(Directions for this task): Would you transcribe the whole listing exactly, minus its pictures?

(Data entries):
□ □ □ □ □ □ □
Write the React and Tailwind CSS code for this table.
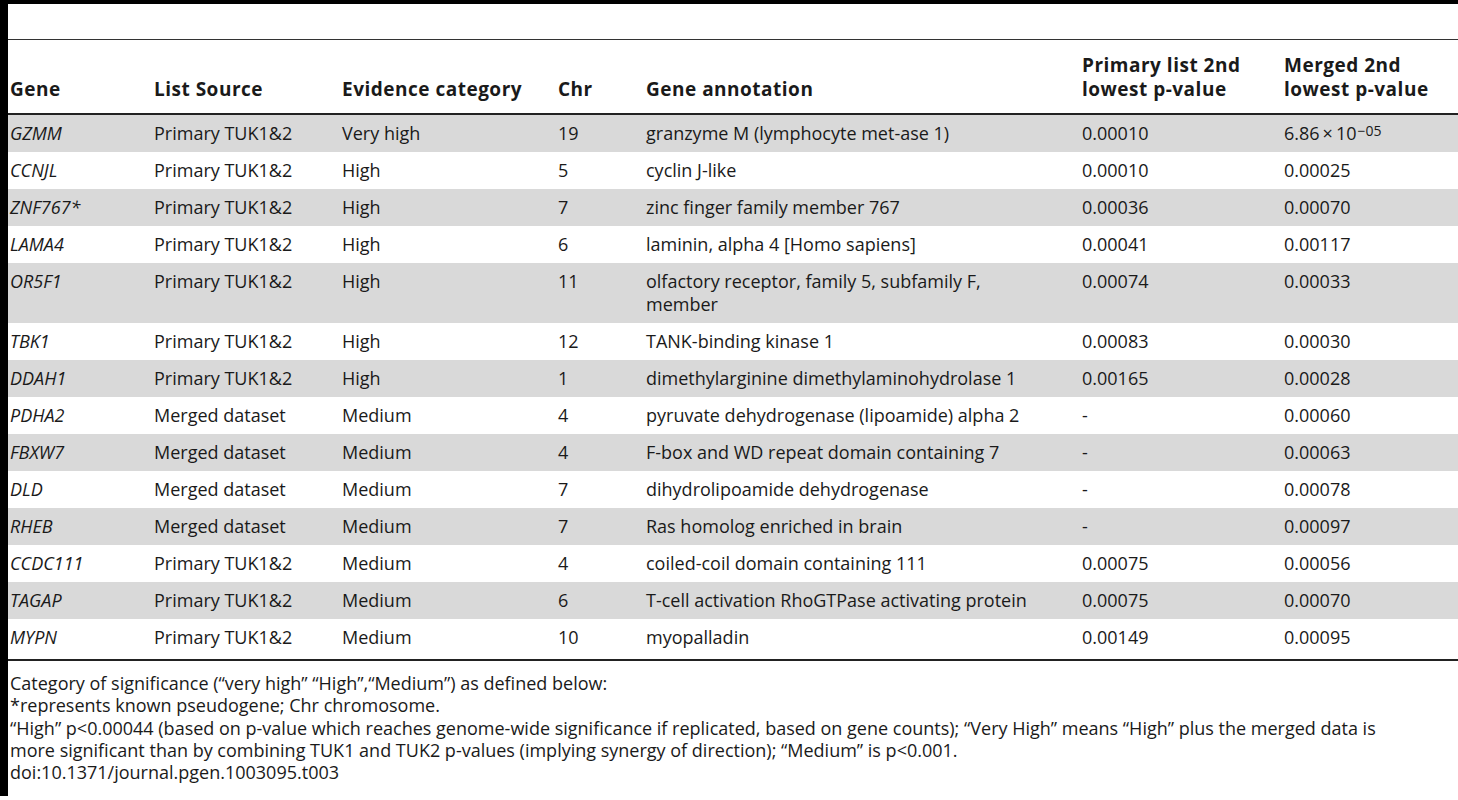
const rows = [
  { gene: 'GZMM', src: 'Primary TUK1&2', ev: 'Very high', chr: '19', ann: 'granzyme M (lymphocyte met-ase 1)', p1: '0.00010', p2: 'sci' },
  { gene: 'CCNJL', src: 'Primary TUK1&2', ev: 'High', chr: '5', ann: 'cyclin J-like', p1: '0.00010', p2: '0.00025' },
  { gene: 'ZNF767*', src: 'Primary TUK1&2', ev: 'High', chr: '7', ann: 'zinc finger family member 767', p1: '0.00036', p2: '0.00070' },
  { gene: 'LAMA4', src: 'Primary TUK1&2', ev: 'High', chr: '6', ann: 'laminin, alpha 4 [Homo sapiens]', p1: '0.00041', p2: '0.00117' },
  { gene: 'OR5F1', src: 'Primary TUK1&2', ev: 'High', chr: '11', ann: ['olfactory receptor, family 5, subfamily F,', 'member'], p1: '0.00074', p2: '0.00033' },
  { gene: 'TBK1', src: 'Primary TUK1&2', ev: 'High', chr: '12', ann: 'TANK-binding kinase 1', p1: '0.00083', p2: '0.00030' },
  { gene: 'DDAH1', src: 'Primary TUK1&2', ev: 'High', chr: '1', ann: 'dimethylarginine dimethylaminohydrolase 1', p1: '0.00165', p2: '0.00028' },
  { gene: 'PDHA2', src: 'Merged dataset', ev: 'Medium', chr: '4', ann: 'pyruvate dehydrogenase (lipoamide) alpha 2', p1: '-', p2: '0.00060' },
  { gene: 'FBXW7', src: 'Merged dataset', ev: 'Medium', chr: '4', ann: 'F-box and WD repeat domain containing 7', p1: '-', p2: '0.00063' },
  { gene: 'DLD', src: 'Merged dataset', ev: 'Medium', chr: '7', ann: 'dihydrolipoamide dehydrogenase', p1: '-', p2: '0.00078' },
  { gene: 'RHEB', src: 'Merged dataset', ev: 'Medium', chr: '7', ann: 'Ras homolog enriched in brain', p1: '-', p2: '0.00097' },
  { gene: 'CCDC111', src: 'Primary TUK1&2', ev: 'Medium', chr: '4', ann: 'coiled-coil domain containing 111', p1: '0.00075', p2: '0.00056' },
  { gene: 'TAGAP', src: 'Primary TUK1&2', ev: 'Medium', chr: '6', ann: 'T-cell activation RhoGTPase activating protein', p1: '0.00075', p2: '0.00070' },
  { gene: 'MYPN', src: 'Primary TUK1&2', ev: 'Medium', chr: '10', ann: 'myopalladin', p1: '0.00149', p2: '0.00095' },
];

export default function App() {
  return (
    <div className="min-h-[800px] bg-white text-[#1a1a1a] font-['Open_Sans',sans-serif]">
      <div className="h-[796px] border-t-4 border-l-8 border-black">
        {/* caption strip */}
        <div className="h-[35px]" />
        <div className="h-px bg-[#333]" />

        <table className="w-full table-fixed border-collapse text-[18px] leading-[23px]">
          <colgroup>
            <col className="w-[144px]" />
            <col className="w-[188px]" />
            <col className="w-[216px]" />
            <col className="w-[88px]" />
            <col className="w-[436px]" />
            <col className="w-[202px]" />
            <col />
          </colgroup>
          <thead>
            <tr className="h-[74px] border-b-2 border-[#222] align-bottom font-bold text-left text-[19px] leading-[24px] tracking-[0.5px]">
              <th className="pl-[2px] pb-[12px]">Gene</th>
              <th className="pl-[2px] pb-[12px]">List Source</th>
              <th className="pl-[2px] pb-[12px]">Evidence category</th>
              <th className="pl-[2px] pb-[12px]">Chr</th>
              <th className="pl-[2px] pb-[12px]">Gene annotation</th>
              <th className="pl-[2px] pb-[12px]">Primary list 2nd<br />lowest p-value</th>
              <th className="pl-[2px] pb-[12px]">Merged 2nd<br />lowest p-value</th>
            </tr>
          </thead>
          <tbody>
            {rows.map((r, i) => {
              const pad = i === rows.length - 1 ? 'pl-[2px] pt-[7px] pb-[10px]' : 'pl-[2px] pt-[7px] pb-[7px]';
              return (
                <tr key={r.gene} className={i % 2 === 0 ? 'bg-[#d9d9d9] align-top' : 'bg-white align-top'}>
                  <td className={`${pad} italic whitespace-nowrap`}>{r.gene}</td>
                  <td className={`${pad} whitespace-nowrap`}>{r.src}</td>
                  <td className={`${pad} whitespace-nowrap`}>{r.ev}</td>
                  <td className={pad}>{r.chr}</td>
                  <td className={`${pad} whitespace-nowrap`}>
                    {Array.isArray(r.ann) ? (
                      <>
                        {r.ann[0]}
                        <br />
                        {r.ann[1]}
                      </>
                    ) : (
                      r.ann
                    )}
                  </td>
                  <td className={pad}>{r.p1}</td>
                  <td className={`${pad} whitespace-nowrap`}>
                    {r.p2 === 'sci' ? (
                      <>
                        6.86{'\u2009'}×{'\u2009'}10
                        <sup className="text-[14px] relative -top-[4px] ml-[1px]">−05</sup>
                      </>
                    ) : (
                      r.p2
                    )}
                  </td>
                </tr>
              );
            })}
          </tbody>
        </table>
        <div className="h-[2px] bg-[#222]" />

        {/* footnotes */}
        <div className="pl-[2px] pt-[11px] text-[18px] leading-[22.3px]">
          <p>Category of significance (“very high” “High”,“Medium”) as defined below:</p>
          <p>*represents known pseudogene; Chr chromosome.</p>
          <p>
            “High” p&lt;0.00044 (based on p-value which reaches genome-wide significance if replicated, based on gene counts); “Very High” means “High” plus the merged data is
            <br />
            more significant than by combining TUK1 and TUK2 p-values (implying synergy of direction); “Medium” is p&lt;0.001.
          </p>
          <p>doi:10.1371/journal.pgen.1003095.t003</p>
        </div>
      </div>
    </div>
  );
}
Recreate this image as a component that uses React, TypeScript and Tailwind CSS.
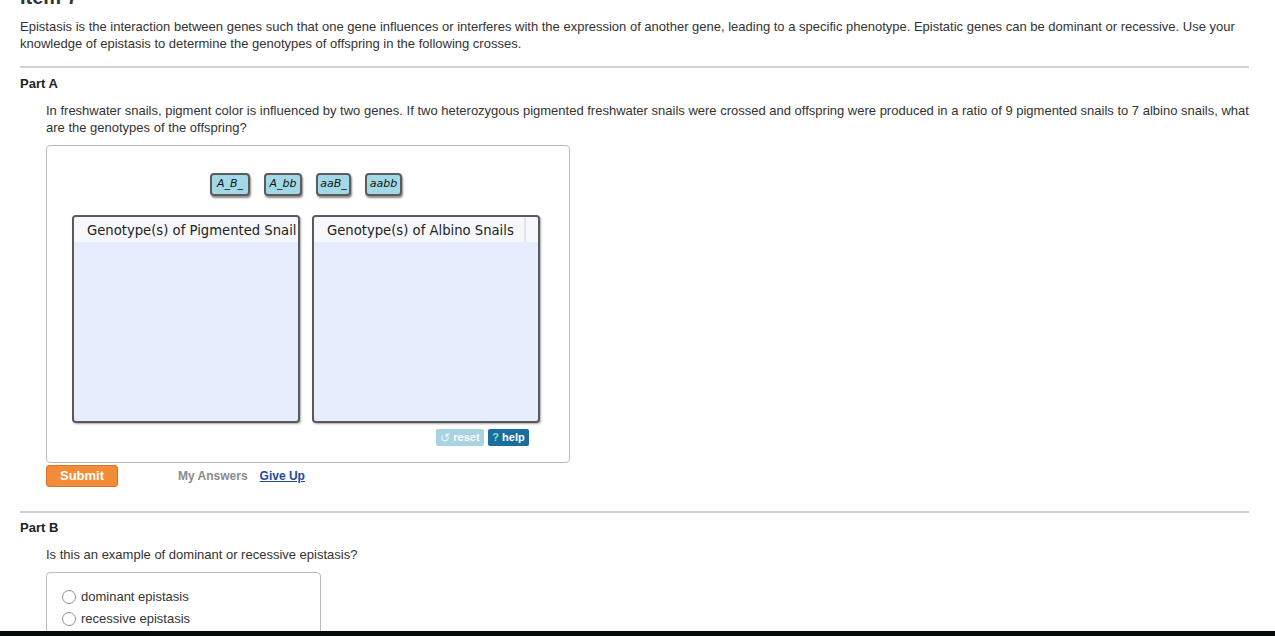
□ □ □ □ □ □ □
(Response to the exercise):
Write the React and Tailwind CSS code for this table.
const rows = [
  { gene: 'GZMM', src: 'Primary TUK1&2', ev: 'Very high', chr: '19', ann: 'granzyme M (lymphocyte met-ase 1)', p1: '0.00010', p2: 'sci' },
  { gene: 'CCNJL', src: 'Primary TUK1&2', ev: 'High', chr: '5', ann: 'cyclin J-like', p1: '0.00010', p2: '0.00025' },
  { gene: 'ZNF767*', src: 'Primary TUK1&2', ev: 'High', chr: '7', ann: 'zinc finger family member 767', p1: '0.00036', p2: '0.00070' },
  { gene: 'LAMA4', src: 'Primary TUK1&2', ev: 'High', chr: '6', ann: 'laminin, alpha 4 [Homo sapiens]', p1: '0.00041', p2: '0.00117' },
  { gene: 'OR5F1', src: 'Primary TUK1&2', ev: 'High', chr: '11', ann: ['olfactory receptor, family 5, subfamily F,', 'member'], p1: '0.00074', p2: '0.00033' },
  { gene: 'TBK1', src: 'Primary TUK1&2', ev: 'High', chr: '12', ann: 'TANK-binding kinase 1', p1: '0.00083', p2: '0.00030' },
  { gene: 'DDAH1', src: 'Primary TUK1&2', ev: 'High', chr: '1', ann: 'dimethylarginine dimethylaminohydrolase 1', p1: '0.00165', p2: '0.00028' },
  { gene: 'PDHA2', src: 'Merged dataset', ev: 'Medium', chr: '4', ann: 'pyruvate dehydrogenase (lipoamide) alpha 2', p1: '-', p2: '0.00060' },
  { gene: 'FBXW7', src: 'Merged dataset', ev: 'Medium', chr: '4', ann: 'F-box and WD repeat domain containing 7', p1: '-', p2: '0.00063' },
  { gene: 'DLD', src: 'Merged dataset', ev: 'Medium', chr: '7', ann: 'dihydrolipoamide dehydrogenase', p1: '-', p2: '0.00078' },
  { gene: 'RHEB', src: 'Merged dataset', ev: 'Medium', chr: '7', ann: 'Ras homolog enriched in brain', p1: '-', p2: '0.00097' },
  { gene: 'CCDC111', src: 'Primary TUK1&2', ev: 'Medium', chr: '4', ann: 'coiled-coil domain containing 111', p1: '0.00075', p2: '0.00056' },
  { gene: 'TAGAP', src: 'Primary TUK1&2', ev: 'Medium', chr: '6', ann: 'T-cell activation RhoGTPase activating protein', p1: '0.00075', p2: '0.00070' },
  { gene: 'MYPN', src: 'Primary TUK1&2', ev: 'Medium', chr: '10', ann: 'myopalladin', p1: '0.00149', p2: '0.00095' },
];

export default function App() {
  return (
    <div className="min-h-[800px] bg-white text-[#1a1a1a] font-['Open_Sans',sans-serif]">
      <div className="h-[796px] border-t-4 border-l-8 border-black">
        {/* caption strip */}
        <div className="h-[35px]" />
        <div className="h-px bg-[#333]" />

        <table className="w-full table-fixed border-collapse text-[18px] leading-[23px]">
          <colgroup>
            <col className="w-[144px]" />
            <col className="w-[188px]" />
            <col className="w-[216px]" />
            <col className="w-[88px]" />
            <col className="w-[436px]" />
            <col className="w-[202px]" />
            <col />
          </colgroup>
          <thead>
            <tr className="h-[74px] border-b-2 border-[#222] align-bottom font-bold text-left text-[19px] leading-[24px] tracking-[0.5px]">
              <th className="pl-[2px] pb-[12px]">Gene</th>
              <th className="pl-[2px] pb-[12px]">List Source</th>
              <th className="pl-[2px] pb-[12px]">Evidence category</th>
              <th className="pl-[2px] pb-[12px]">Chr</th>
              <th className="pl-[2px] pb-[12px]">Gene annotation</th>
              <th className="pl-[2px] pb-[12px]">Primary list 2nd<br />lowest p-value</th>
              <th className="pl-[2px] pb-[12px]">Merged 2nd<br />lowest p-value</th>
            </tr>
          </thead>
          <tbody>
            {rows.map((r, i) => {
              const pad = i === rows.length - 1 ? 'pl-[2px] pt-[7px] pb-[10px]' : 'pl-[2px] pt-[7px] pb-[7px]';
              return (
                <tr key={r.gene} className={i % 2 === 0 ? 'bg-[#d9d9d9] align-top' : 'bg-white align-top'}>
                  <td className={`${pad} italic whitespace-nowrap`}>{r.gene}</td>
                  <td className={`${pad} whitespace-nowrap`}>{r.src}</td>
                  <td className={`${pad} whitespace-nowrap`}>{r.ev}</td>
                  <td className={pad}>{r.chr}</td>
                  <td className={`${pad} whitespace-nowrap`}>
                    {Array.isArray(r.ann) ? (
                      <>
                        {r.ann[0]}
                        <br />
                        {r.ann[1]}
                      </>
                    ) : (
                      r.ann
                    )}
                  </td>
                  <td className={pad}>{r.p1}</td>
                  <td className={`${pad} whitespace-nowrap`}>
                    {r.p2 === 'sci' ? (
                      <>
                        6.86{'\u2009'}×{'\u2009'}10
                        <sup className="text-[14px] relative -top-[4px] ml-[1px]">−05</sup>
                      </>
                    ) : (
                      r.p2
                    )}
                  </td>
                </tr>
              );
            })}
          </tbody>
        </table>
        <div className="h-[2px] bg-[#222]" />

        {/* footnotes */}
        <div className="pl-[2px] pt-[11px] text-[18px] leading-[22.3px]">
          <p>Category of significance (“very high” “High”,“Medium”) as defined below:</p>
          <p>*represents known pseudogene; Chr chromosome.</p>
          <p>
            “High” p&lt;0.00044 (based on p-value which reaches genome-wide significance if replicated, based on gene counts); “Very High” means “High” plus the merged data is
            <br />
            more significant than by combining TUK1 and TUK2 p-values (implying synergy of direction); “Medium” is p&lt;0.001.
          </p>
          <p>doi:10.1371/journal.pgen.1003095.t003</p>
        </div>
      </div>
    </div>
  );
}
Recreate this image as a component that uses React, TypeScript and Tailwind CSS.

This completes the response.